Jokes are complex, difficult things. They contain power structures and privilege, premise and preconceptions propping up punch-lines (there’s also alliteration and dick and fart gags). Even I, with my – let’s face it, criminal – lack of a talk show, know that jokes aren’t just reactionary and controversial statements, awkwardly blurted out with context or awareness of one’s status. Maher doesn’t know this, because he is not funny.
Now, and rightly so, you might be asking why I’m focusing on the joke and not the racism. Maher’s political views are largely liberal and he believes in free speech and equality but also that the Left needs to toughen up. I honestly don’t really believe he is a racist, or homophobic or transphobic or supporting the far right, he’s just a shit comedian. He doesn’t think he’s any one of those things. He sees anger at this interpretation of him as not seeing his intention and not being able to take a joke. In doing so, he can dismiss the criticisms of bleeding heart liberals and continue as he pleases. It’s everyone else that needs to change, not him.

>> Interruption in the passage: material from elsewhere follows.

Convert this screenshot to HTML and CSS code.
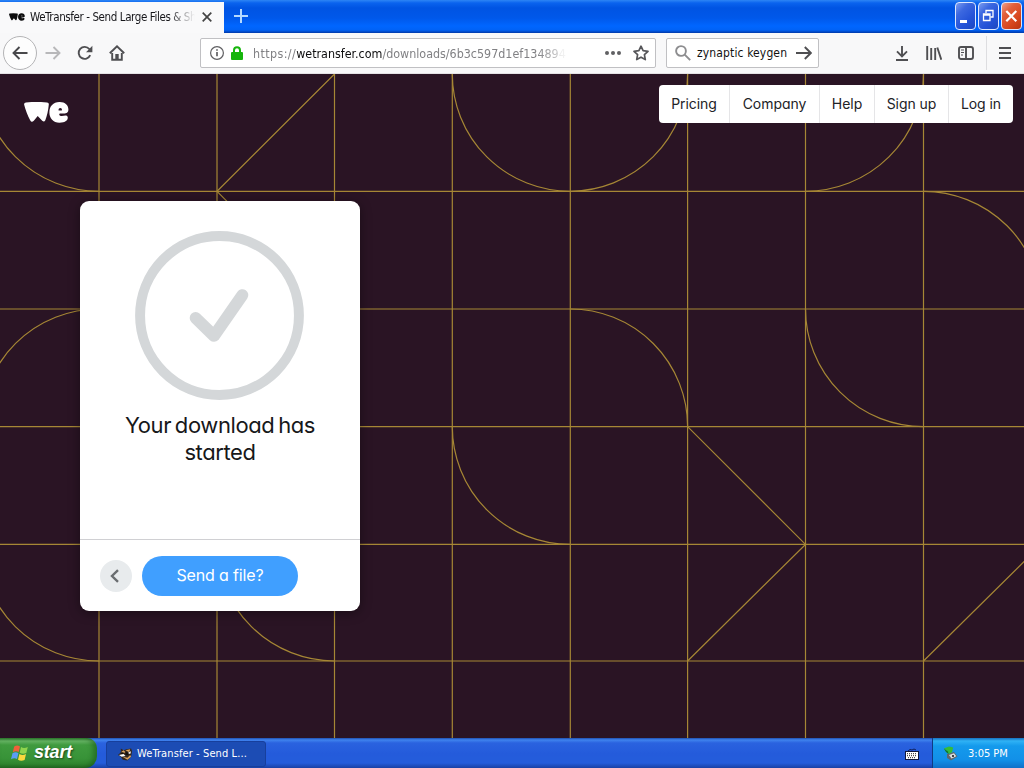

But mine is a pragmatic approach. By focusing on the jokes we shift the debate. You’ll never convince someone as self-righteous as Maher that they’re wrong to have said something insensitive and idiotic, but the defence of “I’m not a racist, you’re wrong” crumbles at the criticism “I know you’re not a racist, you’re not funny either.” See, any mug can host a debate, the trick is getting the politicians to show up (at the time of writing this gag was much funnier), but to claim one is a professional comedian takes a certain prerequisites; most notably, being funny.
Taste is subjective, comedy is hard, the world more nuanced and freedom of speech sacred. People can forgive an honest mistake, but they’ll never forgive a bad joke. If you’re position to call that shit out, you should. Comedy is tragedy and time, but in this instance, it was just tragedy. Maher is the well intentioned but unfunny old man we all know, whose real problem with the Left really can be boiled down to “you youngsters have too many words and respect each other too much”. Only this old man has a national TV show, uses the N-bomb in debates and isn’t funny.